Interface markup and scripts
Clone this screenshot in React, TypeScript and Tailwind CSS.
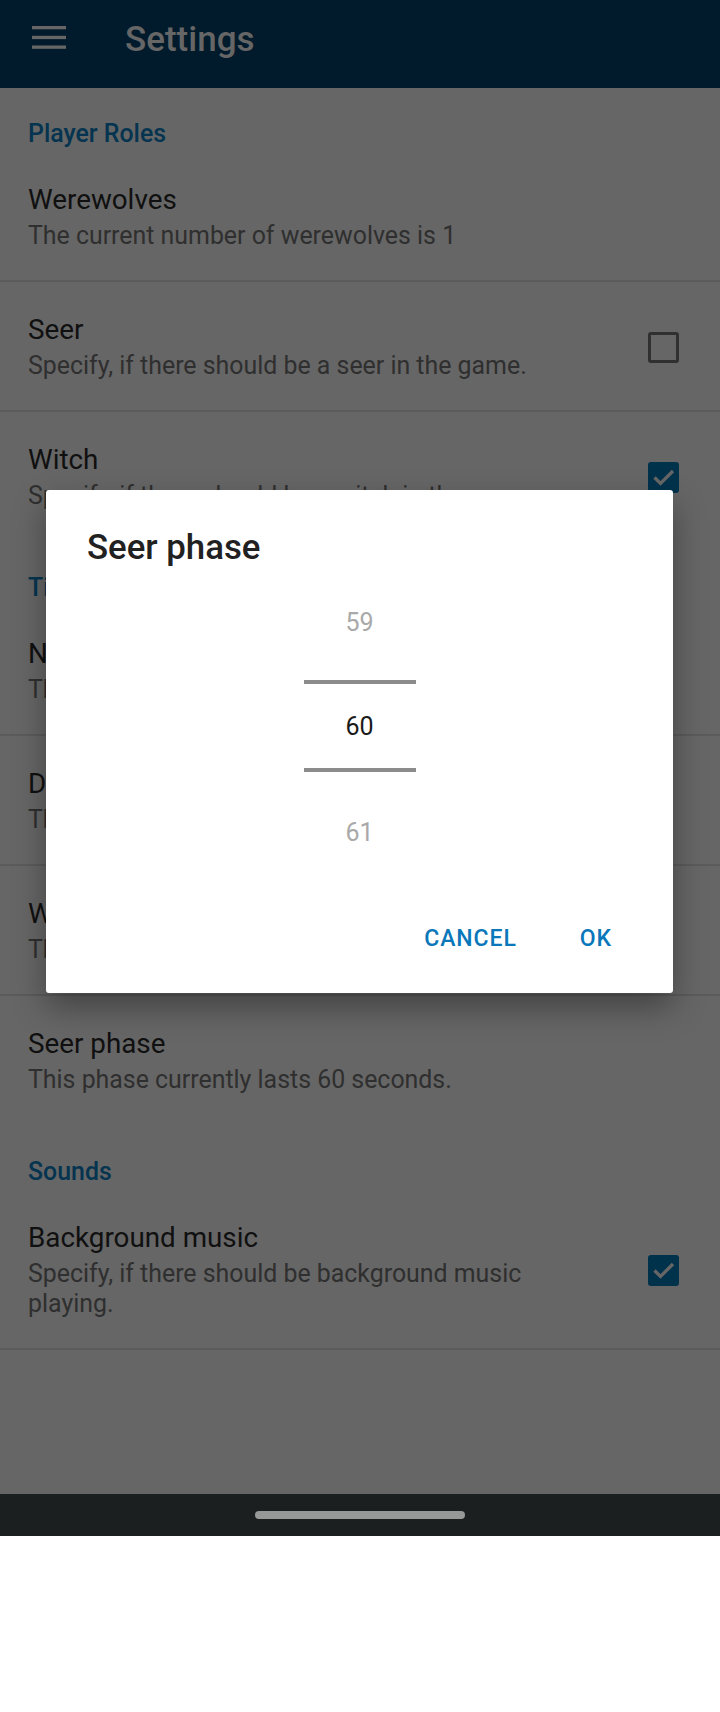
import React from 'react';

type Pref = {
  title: string;
  summary: string;
  checked?: boolean;
  divider: boolean;
};

type Section = {
  name: string;
  items: Pref[];
};

const sections: Section[] = [
  {
    name: 'Player Roles',
    items: [
      { title: 'Werewolves', summary: 'The current number of werewolves is 1', divider: true },
      { title: 'Seer', summary: 'Specify, if there should be a seer in the game.', checked: false, divider: true },
      { title: 'Witch', summary: 'Specify, if there should be a witch in the game.', checked: true, divider: false },
    ],
  },
  {
    name: 'Timers',
    items: [
      { title: 'Night phase', summary: 'This phase currently lasts 30 seconds.', divider: true },
      { title: 'Day phase', summary: 'This phase currently lasts 120 seconds.', divider: true },
      { title: 'Werewolf phase', summary: 'This phase currently lasts 60 seconds.', divider: true },
      { title: 'Seer phase', summary: 'This phase currently lasts 60 seconds.', divider: false },
    ],
  },
  {
    name: 'Sounds',
    items: [
      {
        title: 'Background music',
        summary: 'Specify, if there should be background music playing.',
        checked: true,
        divider: true,
      },
    ],
  },
];

const CheckBox: React.FC<{ checked: boolean }> = ({ checked }) =>
  checked ? (
    <div className="w-[31px] h-[31px] rounded-[3px] bg-[#01324c] flex items-center justify-center shrink-0">
      <svg width="31" height="31" viewBox="0 0 31 31">
        <path d="M6.5 15.5 L12.5 21.5 L25 9" fill="none" stroke="#666666" strokeWidth="3.3" />
      </svg>
    </div>
  ) : (
    <div className="w-[31px] h-[31px] rounded-[3px] border-[3px] border-[#303030] shrink-0" />
  );

const PrefRow: React.FC<{ pref: Pref }> = ({ pref }) => (
  <>
    <div className="flex items-center pl-[28px] pr-[41px] pt-[31px] pb-[29px]">
      <div className="flex-1 min-w-0 pr-[56px]">
        <div className="text-[27.8px] leading-[34px] text-[#101010]">{pref.title}</div>
        <div className="mt-[4px] text-[24.9px] leading-[30px] text-[#2f2f2f]">{pref.summary}</div>
      </div>
      {pref.checked !== undefined && <CheckBox checked={pref.checked} />}
    </div>
    <div className={pref.divider ? 'h-[2px] bg-[#5b5b5b]' : 'h-[2px]'} />
  </>
);

const App: React.FC = () => {
  return (
    <div className="relative w-[720px] h-[1712px] bg-white font-['Roboto',sans-serif]">
      <div className="h-[1536px] flex flex-col bg-[#666666]">
        {/* toolbar */}
        <div className="h-[88px] shrink-0 bg-[#011b2c] flex items-start">
          <svg className="ml-[32px] mt-[26px]" width="34" height="23" viewBox="0 0 34 23">
            <rect x="0" y="0" width="34" height="3.3" fill="#666666" />
            <rect x="0" y="9.8" width="34" height="3.3" fill="#666666" />
            <rect x="0" y="19.5" width="34" height="3.3" fill="#666666" />
          </svg>
          <div className="ml-[59px] mt-[20px] text-[35px] leading-[40px] font-medium text-[#666666]">
            Settings
          </div>
        </div>

        {/* preference list */}
        <div className="flex-1">
          {sections.map(section => (
            <div key={section.name}>
              <div className="pl-[28px] pt-[31px] pb-[3px] text-[24.9px] leading-[30px] font-medium text-[#04344f]">
                {section.name}
              </div>
              {section.items.map(item => (
                <PrefRow key={item.title} pref={item} />
              ))}
            </div>
          ))}
        </div>

        {/* navigation bar */}
        <div className="h-[42px] shrink-0 bg-[#1c1f20] flex items-center justify-center">
          <div className="w-[210px] h-[8px] rounded-full bg-[#969897]" />
        </div>
      </div>

      {/* dialog */}
      <div className="absolute left-[46px] top-[490px] w-[627px] bg-white rounded-[3px] shadow-[0_14px_32px_rgba(0,0,0,0.35)] flex flex-col">
        <div className="pl-[41px] pt-[37px] text-[34.8px] leading-[40px] font-medium text-[#212121]">
          Seer phase
        </div>
        <div className="mt-[41px] flex flex-col items-center">
          <div className="h-[30px] text-[25px] leading-[30px] text-[#a9a9a9]">59</div>
          <div className="mt-[42px] w-[112px] h-[4px] bg-[#8c8c8c]" />
          <div className="h-[84px] pt-[1px] flex items-center text-[25px] leading-[30px] text-[#1a1a1a]">60</div>
          <div className="w-[112px] h-[4px] bg-[#8c8c8c]" />
          <div className="mt-[46px] h-[30px] text-[25px] leading-[30px] text-[#a9a9a9]">61</div>
        </div>
        <div className="mt-[67px] mb-[30px] h-[48px] flex items-center justify-end pr-[61px] gap-[63px]">
          <span className="text-[23px] font-medium tracking-[0.04em] text-[#0a77ba]">CANCEL</span>
          <span className="text-[23px] font-medium tracking-[0.04em] text-[#0a77ba]">OK</span>
        </div>
      </div>
    </div>
  );
};

export default App;
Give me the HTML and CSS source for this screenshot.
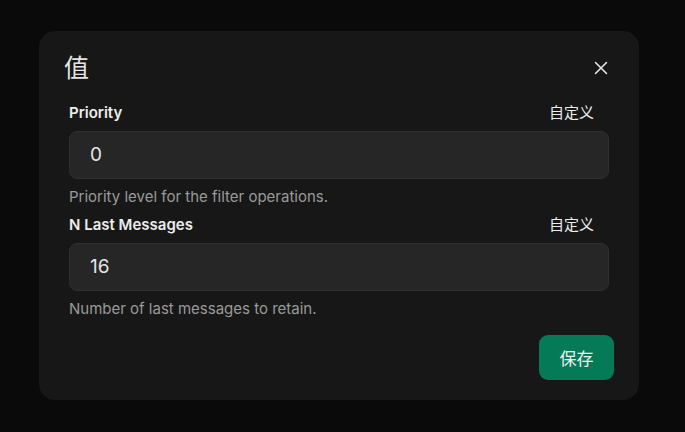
FILE: index.html
```html
<!DOCTYPE html>
<html lang="zh">
<head>
<meta charset="utf-8">
<link rel="stylesheet" href="styles.css">
</head>
<body>
<div class="page">
  <div class="dialog">
    <div class="header">
      <h2 class="title">值</h2>
      <button class="close" aria-label="close">
        <svg width="14" height="14" viewBox="0 0 14 14"><path d="M1.5 1.5 L12.5 12.5 M12.5 1.5 L1.5 12.5" stroke="#e5e5e5" stroke-width="1.6" stroke-linecap="round"/></svg>
      </button>
    </div>
    <div class="body">
      <div class="field">
        <div class="label-row"><span class="label">Priority</span><span class="custom">自定义</span></div>
        <div class="input">0</div>
        <div class="help">Priority level for the filter operations.</div>
      </div>
      <div class="field">
        <div class="label-row"><span class="label">N Last Messages</span><span class="custom">自定义</span></div>
        <div class="input">16</div>
        <div class="help">Number of last messages to retain.</div>
      </div>
    </div>
    <div class="footer">
      <button class="save">保存</button>
    </div>
  </div>
</div>
</body>
</html>
```
FILE: styles.css
```css
html, body {
  margin: 0;
  padding: 0;
  background: #0a0a0a;
  font-family: Inter, "Noto Sans CJK SC", sans-serif;
}
.page {
  width: 685px;
  height: 432px;
  padding-top: 31px;
  padding-left: 39px;
  box-sizing: border-box;
}
.dialog {
  width: 600px;
  height: 369px;
  box-sizing: border-box;
  background: #171717;
  border-radius: 16px;
  padding: 21px 25px 20px 25px;
  display: flex;
  flex-direction: column;
}
.header {
  display: flex;
  justify-content: space-between;
  align-items: center;
  height: 32px;
}
.title {
  margin: 0;
  font-size: 25px;
  line-height: 32px;
  font-weight: 400;
  color: #e5e5e5;
}
.close {
  background: none;
  border: none;
  padding: 0;
  width: 14px;
  height: 14px;
  margin-right: 6px;
  margin-top: -1px;
  display: flex;
}
.body {
  padding: 19px 5px 0 5px;
  display: flex;
  flex-direction: column;
  gap: 8px;
}
.field {
  display: flex;
  flex-direction: column;
}
.label-row {
  display: flex;
  justify-content: space-between;
  height: 20px;
  line-height: 20px;
  font-size: 15px;
  color: #ececec;
  padding-right: 15px;
}
.label {
  font-weight: 600;
}
.custom {
  font-size: 15px;
}
.input {
  margin-top: 8px;
  height: 48px;
  box-sizing: border-box;
  background: #262626;
  border: 1px solid #2f2f2f;
  border-radius: 8px;
  padding: 0 20px;
  font-size: 19px;
  line-height: 46px;
  color: #e5e5e5;
}
.help {
  margin-top: 8px;
  font-size: 15px;
  line-height: 20px;
  color: #9a9a9a;
}
.footer {
  margin-top: auto;
  display: flex;
  justify-content: flex-end;
}
.save {
  width: 75px;
  height: 45px;
  border: none;
  border-radius: 9px;
  background: #047a57;
  color: #f0f0f0;
  font-family: Inter, "Noto Sans CJK SC", sans-serif;
  font-size: 17px;
}
```
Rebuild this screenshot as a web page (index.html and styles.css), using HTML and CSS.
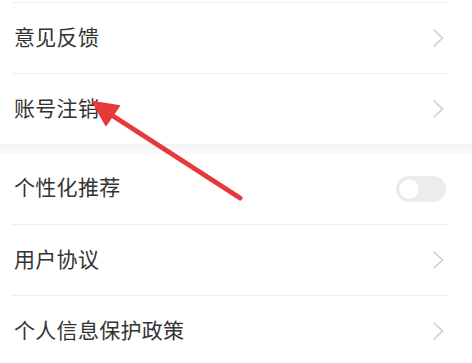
FILE: index.html
```html
<!DOCTYPE html>
<html lang="zh">
<head>
<meta charset="utf-8">
<link rel="stylesheet" href="styles.css">
</head>
<body>
<div class="page">
  <div class="group">
    <div class="row"><span class="label">意见反馈</span><svg class="chev" viewBox="0 0 12 20"><path d="M1.5 1.5 L10.5 10 L1.5 18.5" /></svg></div>
    <div class="row"><span class="label">账号注销</span><svg class="chev" viewBox="0 0 12 20"><path d="M1.5 1.5 L10.5 10 L1.5 18.5" /></svg></div>
  </div>
  <div class="band"></div>
  <div class="group">
    <div class="row"><span class="label">个性化推荐</span><span class="toggle"><span class="knob"></span></span></div>
    <div class="row"><span class="label">用户协议</span><svg class="chev" viewBox="0 0 12 20"><path d="M1.5 1.5 L10.5 10 L1.5 18.5" /></svg></div>
    <div class="row"><span class="label">个人信息保护政策</span><svg class="chev" viewBox="0 0 12 20"><path d="M1.5 1.5 L10.5 10 L1.5 18.5" /></svg></div>
  </div>
  <svg class="arrow" width="472" height="363" viewBox="0 0 472 363">
    <line x1="240" y1="198" x2="110" y2="114" stroke="#e8393a" stroke-width="5" stroke-linecap="round"/>
    <polygon points="93,102 119,106 106,125" fill="#e8393a" stroke="#e8393a" stroke-width="2" stroke-linejoin="round"/>
  </svg>
</div>
</body>
</html>
```

FILE: styles.css
```css
html, body {
  margin: 0;
  padding: 0;
  background: #ffffff;
}
.page {
  position: relative;
  width: 472px;
  height: 363px;
  overflow: hidden;
  padding-top: 2px;
  box-sizing: border-box;
  font-family: "Noto Sans CJK SC", "Noto Sans", sans-serif;
}
.group {
  padding-left: 12px;
  padding-right: 24px;
}
.row {
  height: 70px;
  border-top: 1px solid #ededed;
  display: flex;
  align-items: center;
  justify-content: space-between;
  padding-left: 2px;
  padding-right: 4px;
}
.label {
  font-size: 21px;
  color: #333333;
  letter-spacing: 0.3px;
  line-height: 1;
  margin-bottom: 4px;
}
.chev {
  width: 12px;
  height: 20px;
  fill: none;
  stroke: #cfcfcf;
  stroke-width: 1.6;
}
.band {
  height: 9px;
  background: linear-gradient(#f4f4f4, #f9f9f9);
}
.group:last-of-type .row:first-child {
  border-top: none;
  height: 71px;
}
.toggle {
  width: 50px;
  height: 26px;
  border-radius: 13px;
  background: #ececec;
  display: flex;
  align-items: center;
  padding-left: 3px;
  box-sizing: border-box;
  margin-right: -2px;
}
.knob {
  width: 20px;
  height: 20px;
  border-radius: 50%;
  background: #ffffff;
  box-shadow: 0 0 2px rgba(0,0,0,0.08);
}
.arrow {
  position: absolute;
  left: 0;
  top: 0;
}
```
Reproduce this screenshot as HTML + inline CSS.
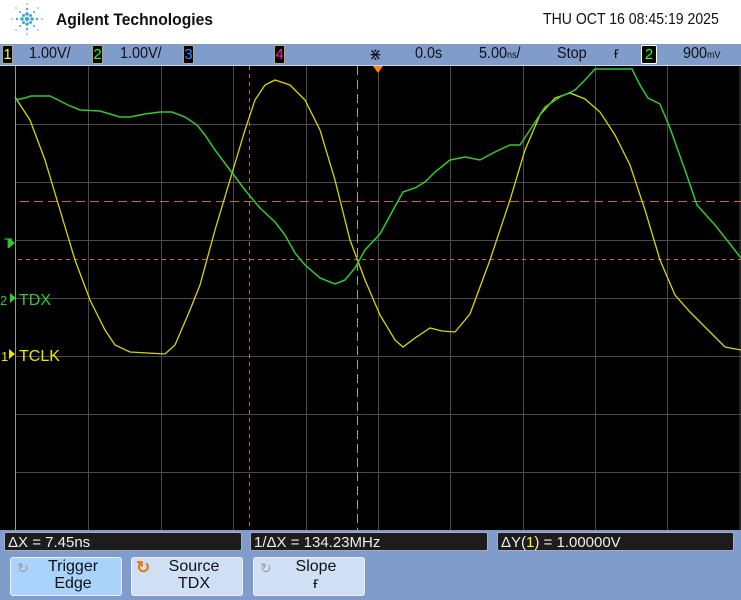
<!DOCTYPE html>
<html><head><meta charset="utf-8"><style>
body{margin:0;width:741px;height:600px;overflow:hidden;background:#000;font-family:"Liberation Sans",sans-serif;position:relative}
.abs{position:absolute;white-space:nowrap}
.hdr{left:0;top:0;width:741px;height:44px;background:#fff}
.bar{left:0;top:44px;width:741px;height:21px;background:#7f9ccb;border-bottom:1px solid #c8d4ea}
.bt{font-size:16px;color:#111;top:45px;transform:scaleX(.9);transform-origin:left}
.cb{top:45px;width:9px;height:17px;background:#000;border:1px solid #b9a77a;border-radius:2px;font-size:15px;line-height:17px;text-align:center}
.bot{left:0;top:530px;width:741px;height:70px;background:#7f9ccb}
.meas{top:532px;height:19px;background:#1c1c1c;border:1px solid #aab;border-radius:2px;color:#eee;font-size:15px;line-height:19px;padding-left:3px;box-sizing:border-box}
.btn{top:557px;height:39px;border:1px solid #eef;border-radius:3px;box-sizing:border-box;background:#cfe0f6;font-size:16px;line-height:17px;text-align:center;color:#111;padding-left:14px}
</style></head><body>
<div class="abs hdr"></div>
<svg class="abs" style="left:4px;top:2px" width="44" height="34" viewBox="0 0 44 34">
<g fill="#3aa7d8">
<circle cx="23" cy="17" r="2.2"/><circle cx="18" cy="17" r="1.8"/><circle cx="28" cy="17" r="1.8"/>
<circle cx="23" cy="12" r="1.8"/><circle cx="23" cy="22" r="1.8"/>
<circle cx="19.5" cy="13.5" r="1.5"/><circle cx="26.5" cy="13.5" r="1.5"/><circle cx="19.5" cy="20.5" r="1.5"/><circle cx="26.5" cy="20.5" r="1.5"/>
<circle cx="13" cy="17" r="1.2"/><circle cx="33" cy="17" r="1.2"/><circle cx="23" cy="7" r="1.2"/><circle cx="23" cy="27" r="1.2"/>
<circle cx="16" cy="10" r="1"/><circle cx="30" cy="10" r="1"/><circle cx="16" cy="24" r="1"/><circle cx="30" cy="24" r="1"/>
<circle cx="8" cy="17" r=".8"/><circle cx="38" cy="17" r=".8"/><circle cx="23" cy="2" r=".8"/><circle cx="23" cy="32" r=".8"/>
<circle cx="12" cy="6" r=".7"/><circle cx="34" cy="6" r=".7"/><circle cx="12" cy="28" r=".7"/><circle cx="34" cy="28" r=".7"/>
</g></svg>
<div class="abs" style="left:56px;top:10px;font-size:17px;font-weight:bold;color:#111;transform:scaleX(.92);transform-origin:left">Agilent Technologies</div>
<div class="abs" style="left:543px;top:11px;font-size:16px;color:#111;transform:scaleX(.88);transform-origin:left">THU OCT 16 08:45:19 2025</div>
<div class="abs bar"></div>
<div class="abs cb" style="left:2px;color:#ff0">1</div>
<div class="abs bt" style="left:29px">1.00V/</div>
<div class="abs cb" style="left:92px;color:#2f2">2</div>
<div class="abs bt" style="left:120px">1.00V/</div>
<div class="abs cb" style="left:183px;color:#38f">3</div>
<div class="abs cb" style="left:274px;color:#f2a">4</div>
<div class="abs bt" style="left:369px;font-size:17px">⋇</div>
<div class="abs bt" style="left:415px">0.0s</div>
<div class="abs bt" style="left:479px">5.00<span style="font-size:10px">ns</span>/</div>
<div class="abs bt" style="left:557px">Stop</div>
<div class="abs bt" style="left:614px">ғ</div>
<div class="abs cb" style="left:641px;width:14px;color:#2f2;border-color:#fff">2</div>
<div class="abs bt" style="left:683px">900<span style="font-size:10px">mV</span></div>

<svg class="abs" style="left:0;top:66px" width="741" height="464" viewBox="0 66 741 464">
<g stroke="#4a4a4a" stroke-width="1">
<path d="M88.5 66V530M161.5 66V530M233.5 66V530M306.5 66V530M378.5 66V530M450.5 66V530M523.5 66V530M595.5 66V530M667.5 66V530M740 66V530"/>
<path d="M15 124.5H741M15 182.5H741M15 240.5H741M15 298.5H741M15 356.5H741M15 414.5H741M15 472.5H741"/>
</g>
<path d="M15.5 66V530" stroke="#999"/>
<path d="M249.5 66V530" stroke="#c87020" stroke-dasharray="4 4"/>
<path d="M357.5 66V530" stroke="#b8a070" stroke-dasharray="9 5"/>
<path d="M20 201.5H741" stroke="#c87020" stroke-dasharray="9 5"/>
<path d="M18 259.5H741" stroke="#c87020" stroke-dasharray="4 4"/>
<polygon points="373,66 383,66 378,73" fill="#f80"/>
<polyline fill="none" stroke="#d8d800" stroke-width="1.3" points="15,97 30,120 45,160 60,210 75,260 90,300 105,330 115,345 130,352 165,354 175,345 190,310 200,285 215,230 230,180 245,130 255,100 265,85 275,80 290,85 305,100 320,130 335,180 350,240 365,280 380,315 395,340 403,347 415,338 430,328 442,331 455,332 470,314 490,260 510,200 525,150 540,115 555,98 570,93 585,99 600,112 615,135 630,165 645,210 660,260 675,295 690,312 710,332 725,347 741,350"/>
<polyline fill="none" stroke="#2ecc2e" stroke-width="1.5" points="15,100 25,98 31,96 50,96 58,100 70,106 80,110 100,111 120,117 130,117 145,114 160,112 172,112 185,117 197,125 205,135 215,150 230,170 245,190 260,208 275,222 285,235 295,253 305,265 320,278 335,284 345,280 355,268 365,250 380,234 392,212 403,192 415,188 425,182 435,172 450,160 465,157 480,160 495,152 510,145 520,145 530,130 545,107 560,97 575,90 585,80 595,69 632,69 640,85 648,98 660,104 670,128 685,170 697,205 715,225 741,258"/>
<g fill="#2ecc2e"><text x="4" y="248" font-size="14" font-family="Liberation Sans">T</text><polygon points="9,238 15,243 9,248"/>
<text x="0" y="305" font-size="13">2</text><polygon points="10,293 16,298 10,303"/>
<text x="19" y="305" font-size="16">TDX</text></g>
<g fill="#e8e800"><text x="1" y="361" font-size="13">1</text><polygon points="9,349 15,354 9,359"/>
<text x="19" y="361" font-size="16">TCLK</text></g>
</svg>

<div class="abs bot"></div>
<div class="abs meas" style="left:4px;width:238px">ΔX = 7.45ns</div>
<div class="abs meas" style="left:250px;width:238px">1/ΔX = 134.23MHz</div>
<div class="abs meas" style="left:497px;width:237px">ΔY(<span style="color:#ff0">1</span>) = 1.00000V</div>
<div class="abs btn" style="left:10px;width:112px;background:#a9d3fb"><span class="abs" style="left:6px;top:2px;color:#a99;font-size:14px">↻</span>Trigger<br>Edge</div>
<div class="abs btn" style="left:131px;width:112px"><span class="abs" style="left:4px;top:1px;color:#e87800;font-size:17px;font-weight:bold">↻</span>Source<br>TDX</div>
<div class="abs btn" style="left:253px;width:112px"><span class="abs" style="left:6px;top:2px;color:#a99;font-size:14px">↻</span>Slope<br>ғ</div>
</body></html>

GIVEN REQUEST: Copy out all lines where the word "React" appears.

WRITTEN RESPONSE:
Clone this screenshot in React, TypeScript and Tailwind CSS.
import React from 'react';
const CheckBox: React.FC<{ checked: boolean }> = ({ checked }) =>
const PrefRow: React.FC<{ pref: Pref }> = ({ pref }) => (
const App: React.FC = () => {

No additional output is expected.